City council criticised for failing at risk youngsters
Dundee City Council has been criticised for “major weaknesses” in identifying children in the city who need protection and for “significant delays” in protecting those at risk of emotional abuse or neglect.
Child protection inspectors from Her Majesty’s Inspectorate of Education (HMIE) warned that some children were being left for too long in circumstances that placed them at risk of serious harm.
Children’s Minister Adam Ingram said services in the city were “simply not good enough.”
The report by HMIE comes a few months after the conviction of 23-year-old Robert Cunningham for the culpable homicide of toddler Brandon Muir, whose mother shared a flat with Cunningham.
The report did not look specifically at Brandon’s death, but inspectors reported three months early, at the behest of the Scottish Government, in response to the case. The 23-month-old child died from a ruptured intestine following an assault by Cunningham. During his trial it emerged the social work department had been in contact with Brandon’s mother Heather Boyd before her son’s death.
The report says that not all children identified as at risk of abuse were reported swiftly enough to social work or the police, saying: “Immediate action was sometimes delayed and some children were left in high-risk situations without adequate protection or support.
“The needs of vulnerable children and those recovering from abuse were not always met well. Staff across services … did not always report their concerns until the child’s circumstances had reached crisis point,” inspectors added.
The quality of risk assessments by the council was “very variable” – some assessments were detailed and clearly identified any risks to children but “many others lacked relevant detail and sufficient analysis of risk”.
Chief officers of relevant agencies have now been asked to prepare an action plan detailing how they will improve services, reporting back to HMIE within four months. A follow-up inspection to assess progress will take place within a year.

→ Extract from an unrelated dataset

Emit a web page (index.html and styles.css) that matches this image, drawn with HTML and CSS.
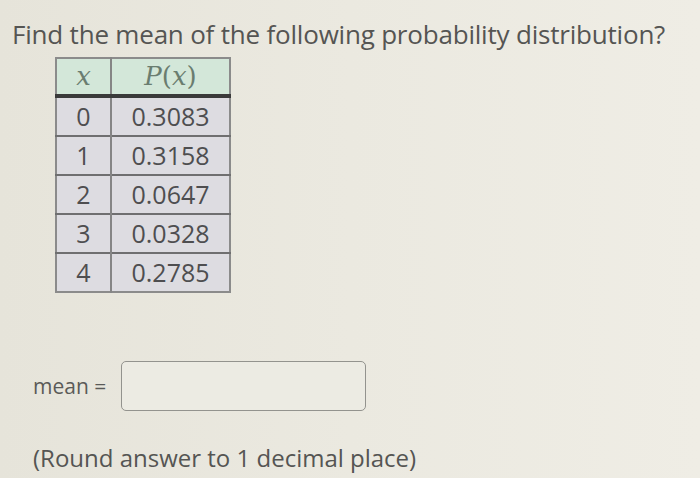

Mr Ingram said independent inquiries already underway would examine the death of Brandon more closely, but added that the HMIE report “plainly shows that child protection services in Dundee are simply not good enough and must be urgently improved.”
Ministers expected “robust and rapid action”, he said.
“The action plan which Dundee partners are already taking forward to improve child protection services and respond to HMIE’s findings is a solid start and is to be welcomed,” Mr Ingram said.
Both HMIE and the Scottish Government will be monitoring the situation in Dundee, he added. “We will not fail to act if child protection lessons nationally are to be learned from Brandon’s death. However it is right that we await the outcome of the independent reviews.”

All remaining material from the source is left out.